The model can operate natively in environments with incomplete, sparse, or terabyte-scale data and supports tabular, time-series, and ranking problems. These results highlight the empirical and practical versatility of the method (Chen et al., 2016).
5. Technical Properties and Model Features
XGBoost integrates multiple system design and model features:
- Block Data Structure: Each block is a compressed and pre-sorted feature store, supporting both efficient split search and effective column subsampling.
- Parallel and Distributed Execution: Training exploits multi-core concurrency. The block-based layout, column prefetching, and sharding are inherent to the distributed architecture.
- Native Missing Value Handling: The “default direction” for missing data is a learned part of each split, eliminating heuristic imputation.
- Out-of-core Computation: For data exceeding RAM, modular prefetching, sharding, and on-the-fly decompression support high-capacity disk-based training with minimal resource overhead.

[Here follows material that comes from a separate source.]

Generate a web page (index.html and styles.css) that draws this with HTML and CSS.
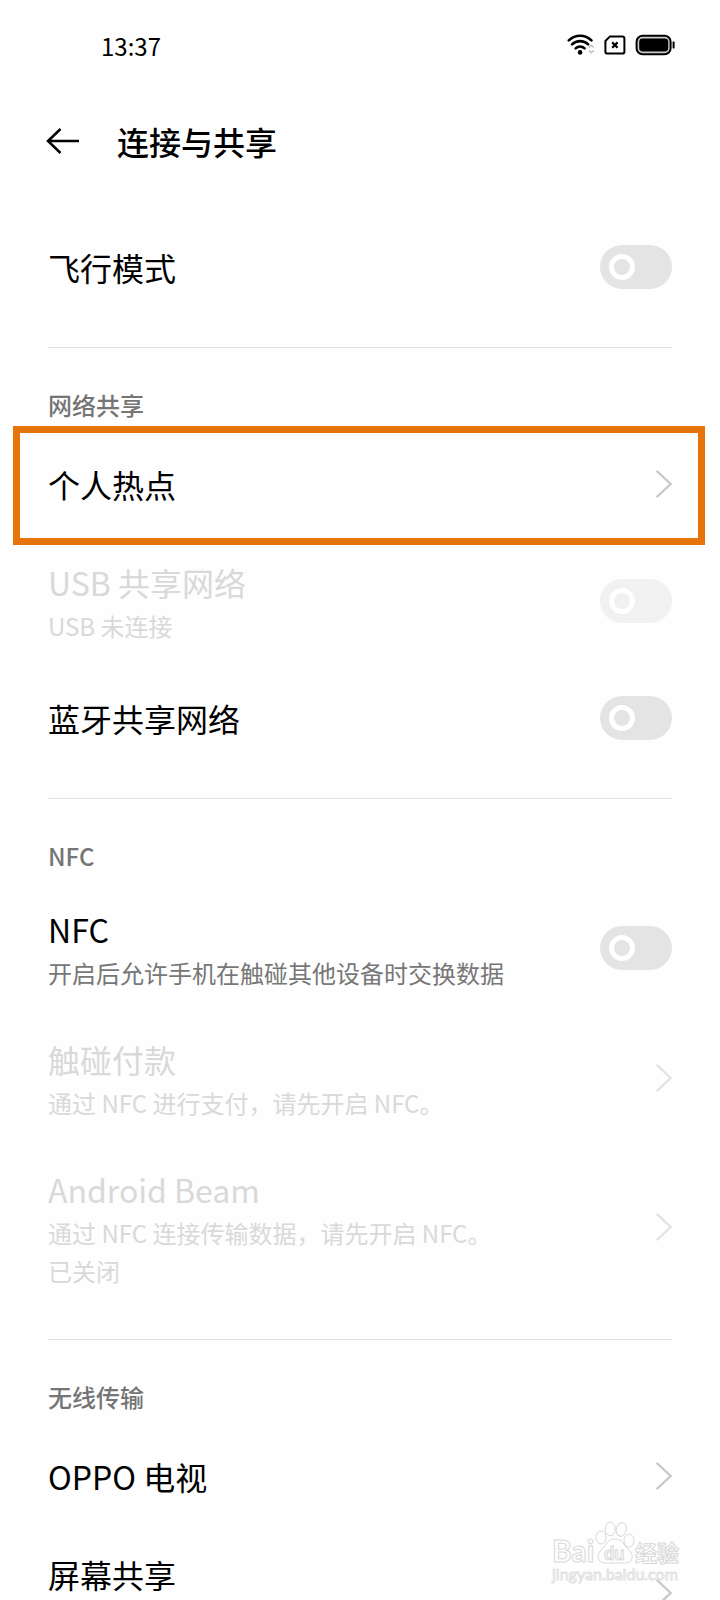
FILE: index.html
```html
<!DOCTYPE html>
<html lang="zh-CN">
<head>
<meta charset="utf-8">
<meta name="viewport" content="width=device-width, initial-scale=1">
<title>连接与共享</title>
<link rel="stylesheet" href="styles.css">
</head>
<body>
<svg class="defs" aria-hidden="true">
  <symbol id="chevron" viewBox="0 0 18 30"><path d="M3.400 2.500 16.700 15 3.400 27.500" fill="none" stroke="currentColor" stroke-width="2.400" stroke-linecap="round" stroke-linejoin="round"/></symbol>
</svg>
<div class="screen">
  <div class="status">
    <time>13:37</time>
    <div class="status-icons">
      <svg width="28" height="22" viewBox="0 0 28 22" aria-hidden="true">
        <g fill="none" stroke="#000" stroke-width="2.600" stroke-linecap="round">
          <path d="M1.800 6.400C8.400 .1 18 .1 24.400 6.400"/>
          <path d="M5 10.400C9.600 6 16.600 6 21.200 10.400"/>
          <path d="M8.600 14.400C11.200 12 15 12 17.600 14.400"/>
        </g>
        <circle cx="13.100" cy="18.400" r="2.300"/>
        <path d="M22 13.500 24.300 11.200 26.600 13.500M22 16.500 24.300 18.800 26.600 16.500" fill="none" stroke="#bbb" stroke-width="1.400"/>
      </svg>
      <svg width="22" height="20" viewBox="0 0 22 20" aria-hidden="true">
        <path d="M6 1.400H18.200Q20.400 1.400 20.400 3.600V16.400Q20.400 18.600 18.200 18.600H3.600Q1.400 18.600 1.400 16.400V6Z" fill="none" stroke="#000" stroke-width="2" stroke-linejoin="round"/>
        <path d="M8.200 7.400 13.600 12.800M13.600 7.400 8.200 12.800" stroke="#000" stroke-width="2.200"/>
      </svg>
      <svg width="40" height="22" viewBox="0 0 40 22" aria-hidden="true">
        <rect x="1.600" y="1.800" width="34" height="18.400" rx="6" fill="#ccc" stroke="#000" stroke-width="2"/>
        <rect x="4.200" y="4.500" width="29" height="13" rx="3.400"/>
        <rect x="37.600" y="7.600" width="2" height="6.800" rx=".6"/>
      </svg>
    </div>
  </div>
  <header class="topbar">
    <button class="back" type="button" aria-label="返回">
      <svg width="34" height="28" viewBox="0 0 34 28" aria-hidden="true"><path d="M14.500 2 2 14 14.500 26M2 14H33" fill="none" stroke="#000" stroke-width="2.500"/></svg>
    </button>
    <h1>连接与共享</h1>
  </header>
  <main class="list">
    <section>
      <label class="row"><span class="text"><span class="name">飞行模式</span></span><input class="switch" type="checkbox" role="switch"></label>
    </section>
    <section>
      <h2>网络共享</h2>
      <a class="row highlighted" href="#hotspot"><span class="text"><span class="name">个人热点</span></span><svg class="chevron" aria-hidden="true"><use href="#chevron"/></svg></a>
      <label class="row disabled"><span class="text"><span class="name">USB 共享网络</span><span class="note">USB 未连接</span></span><input class="switch" type="checkbox" role="switch" disabled></label>
      <label class="row"><span class="text"><span class="name">蓝牙共享网络</span></span><input class="switch" type="checkbox" role="switch"></label>
    </section>
    <section>
      <h2>NFC</h2>
      <label class="row"><span class="text"><span class="name">NFC</span><span class="note">开启后允许手机在触碰其他设备时交换数据</span></span><input class="switch" type="checkbox" role="switch"></label>
      <a class="row disabled" href="#pay" aria-disabled="true"><span class="text"><span class="name">触碰付款</span><span class="note">通过 NFC 进行支付，请先开启 NFC。</span></span><svg class="chevron" aria-hidden="true"><use href="#chevron"/></svg></a>
      <a class="row disabled" href="#beam" aria-disabled="true"><span class="text"><span class="name">Android Beam</span><span class="note">通过 NFC 连接传输数据，请先开启 NFC。</span><span class="note">已关闭</span></span><svg class="chevron" aria-hidden="true"><use href="#chevron"/></svg></a>
    </section>
    <section>
      <h2>无线传输</h2>
      <a class="row" href="#tv"><span class="text"><span class="name">OPPO 电视</span></span><svg class="chevron" aria-hidden="true"><use href="#chevron"/></svg></a>
      <a class="row" href="#cast"><span class="text two-line"><span class="name">屏幕共享</span></span><svg class="chevron" aria-hidden="true"><use href="#chevron"/></svg></a>
    </section>
  </main>
  <svg class="watermark" width="132" height="68" viewBox="0 0 132 68">
    <g class="outline">
      <text class="brand" x="2" y="42">Bai</text>
      <ellipse cx="51" cy="17.500" rx="5" ry="6.500"/>
      <ellipse cx="60.300" cy="9" rx="5" ry="6.800"/>
      <ellipse cx="71.300" cy="9.500" rx="5" ry="6.800" transform="rotate(12 71.300 9.500)"/>
      <ellipse cx="79" cy="20.700" rx="5" ry="6.500"/>
      <path d="M65 19C57 19 57 25 52 29C46 34 47 43 55 43H75C84 43 84 34 78 29C73 25 73 19 65 19Z"/>
      <text class="du" x="54" y="40">du</text>
      <text class="cjk" x="85" y="41">经验</text>
    </g>
    <text class="site" x="2" y="60">jingyan.baidu.com</text>
  </svg>
</div>
</body>
</html>
```
FILE: styles.css
```css
* {
  box-sizing: border-box;
}

body {
  margin: 0;
  background: #fefefe;
  color: #000;
  font-family: "Noto Sans CJK SC", sans-serif;
}

.defs {
  display: none;
}

.screen {
  position: relative;
  display: flex;
  flex-direction: column;
  height: 100vh;
}

.status {
  flex: none;
  display: flex;
  align-items: center;
  justify-content: space-between;
  height: 90px;
  padding: 0 45px 0 101px;
  font-size: 24px;
}

.status-icons {
  display: flex;
  align-items: center;
  gap: 9px;
}

.topbar {
  flex: none;
  display: flex;
  align-items: center;
  gap: 37px;
  height: 102px;
  padding: 0 46px;
}

.back {
  display: flex;
  padding: 0;
  border: 0;
  background: none;
}

h1 {
  margin: 0;
  font-size: 32px;
  font-weight: 500;
  line-height: 50px;
}

.list {
  flex: 1;
  min-height: 0;
  padding-top: 23px;
  overflow-y: auto;
  scrollbar-width: none;
}

section + section::before {
  content: "";
  display: block;
  height: 1px;
  margin: 28px 48px 0;
  background: #e2e2e2;
}

h2 {
  margin: 0;
  padding: 40px 48px 10px;
  color: #757575;
  font-size: 24px;
  font-weight: 500;
  line-height: 34px;
}

.row {
  position: relative;
  display: flex;
  align-items: center;
  justify-content: space-between;
  gap: 24px;
  min-height: 104px;
  padding: 21px 48px;
  color: #000;
  text-decoration: none;
}

.text {
  display: flex;
  flex-direction: column;
}

.two-line {
  min-height: 88px;
}

.name {
  font-size: 32px;
  line-height: 50px;
}

.note {
  color: #777;
  font-size: 24px;
  line-height: 38px;
}

.disabled,
.disabled .note {
  color: #d9d9d9;
}

.highlighted::after {
  content: "";
  position: absolute;
  inset: -6px 15px -9px 13px;
  border: 7px solid #e67408;
}

.switch {
  flex: none;
  appearance: none;
  width: 72px;
  height: 44px;
  margin: 0;
  padding: 9px;
  border-radius: 22px;
  background: #e4e4e4;
}

.switch::before {
  content: "";
  display: block;
  width: 16px;
  height: 16px;
  border: 5px solid #fff;
  border-radius: 50%;
}

.switch:checked::before {
  margin-left: auto;
}

.switch:disabled {
  background: #f1f1f1;
}

.chevron {
  flex: none;
  width: 18px;
  height: 30px;
  color: #c8c8c8;
}

.disabled .chevron {
  color: #e2e2e2;
}

.watermark {
  position: absolute;
  right: 38px;
  bottom: 12px;
  font-family: Lato, "Noto Sans CJK SC", sans-serif;
  pointer-events: none;
}

.outline {
  fill: #fefefe;
  stroke: #d8d8d8;
  stroke-width: 1;
}

.brand {
  font-size: 30px;
  font-weight: 700;
}

.du {
  font-size: 18px;
  font-weight: 700;
}

.cjk {
  font-size: 22px;
  font-weight: 700;
}

.site {
  fill: #fefefe;
  stroke: #e2e2e2;
  stroke-width: 1;
  font-size: 16px;
}
```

- Regularization: The objective centralizes both additive parameter shrinkage and tree structural constraints, automatically penalizing excessive complexity.
6. Summary and Impact
The design philosophy of XGBoost centers on combined algorithmic and systems innovation. Key elements such as the sparsity-aware split finding, weighted quantile sketches, block-structured columnar data, cache-optimized access, and out-of-core scalability enable the system to achieve significant benefits in speed, memory usage, scalability, and generalization. This comprehensive engineering has led to XGBoost’s adoption as a core tool in both research domains and production machine learning systems, spanning fields as diverse as online advertising, finance, large-scale competition, and scientific computing (Chen et al., 2016).